The concerns of Mote Ranch residents have been long standing. An informal group of residents started working with county officials to address traffic woes about a year ago, and they do not feel like sufficient progress has been made, said Sue Sweeney, a member of the group.

Their concerns were brought into the public spotlight Nov. 2 during the Manatee County Commission land-use meeting. Representatives of the city of Bradenton and homebuilder Taylor Morrison requested to change the county’s future land-use for a 200-acre parcel just west of the Evers Reservoir from public/semi-public to residential with up to six units per acre. The change must be approved by the state before the county will consider site plans for the proposed community.

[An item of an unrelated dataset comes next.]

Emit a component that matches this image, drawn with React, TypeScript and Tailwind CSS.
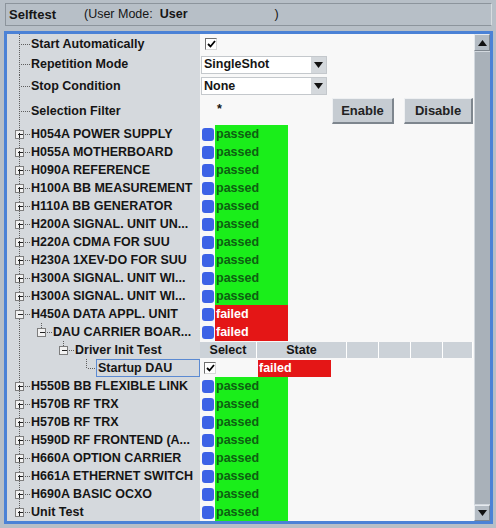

Residents say they worry more development will compound existing traffic woes.

Days before the hearing, Sweeney and 20 other concerned residents went door to door, seeking signatures on a petition to oppose the proposed development, which they believe would increase traffic on Honore Avenue. They also worry about the new community having its only points of ingress and egress off Honore Avenue.

Sweeney said they collected 1,000 signatures.

At the land use meeting, residents don’t want the development to be approved, and regardless, they say conditions on Honore Avenue must be addressed. They said speeding is excessive, traffic backs up unreasonably at certain times of day, and there are blind curves in the road that create unsafe conditions. They also said drivers don’t yield to pedestrians, and there’s not enough breaks in the traffic flow for pedestrians to feel safe as they cross.

Sweeney said Sarasota County, south of University Parkway, has eight roundabouts along Honore Avenue that slow traffic. But in Manatee between University Parkway and Lockwood Ridge, there’s a single stop sign north of the light at Cooper Creek Boulevard.

“We’ve had people so harassed (for going the speed limit) they’ve been followed home,” Sweeney said.

Mote Ranch’s Wendy Dendel said adding more stop signs or traffic signals on Honore would improve safety for residents. They might be annoying for motorists in a hurry, but they would also slow and provide breaks in traffic flow.

Residents said whenever flashing speed signs or traffic patrols are conducted on Honore, there is improvement. However, both scenarios are short-lived.

Manatee County transportation officials have evaluated conditions around Mote Ranch at the request of residents.

Sage Kamiya, deputy director of traffic management for Manatee County, said his staff has conducted a study at the intersections of Honore Avenue at both Sandstone Avenue and Gold Rush Lane, at the request of a Mote Ranch resident, to see if all-way stop signs were warranted. They weren’t.

“We also found that there are intersection warning signs, with 20 mph advisory speeds, approaching these intersections to indicate the presence of a cross-street and the possibility of turning or entering traffic,” Kamiya said. “We informed them that we will not be installing a multiway stop at this time.”

However, the county will schedule the deployment of speed feedback radar trailers to remind motorists to slow down.

The county also eventually plans to construct a sidewalk on the north side of Honore Avenue from Palomino Circle to Magnolia Ridge and add a marked pedestrian crossing to its list of sidewalk projects up for consideration as part of the five-year capital improvement plan development.

Residents said improved pedestrian crossings could help — although they need them at other locations — but that’s not enough to solve their problems.

“We’ve seen the traffic worsen. We can’t get out (of our neighborhoods),” resident Roxanne Moore said.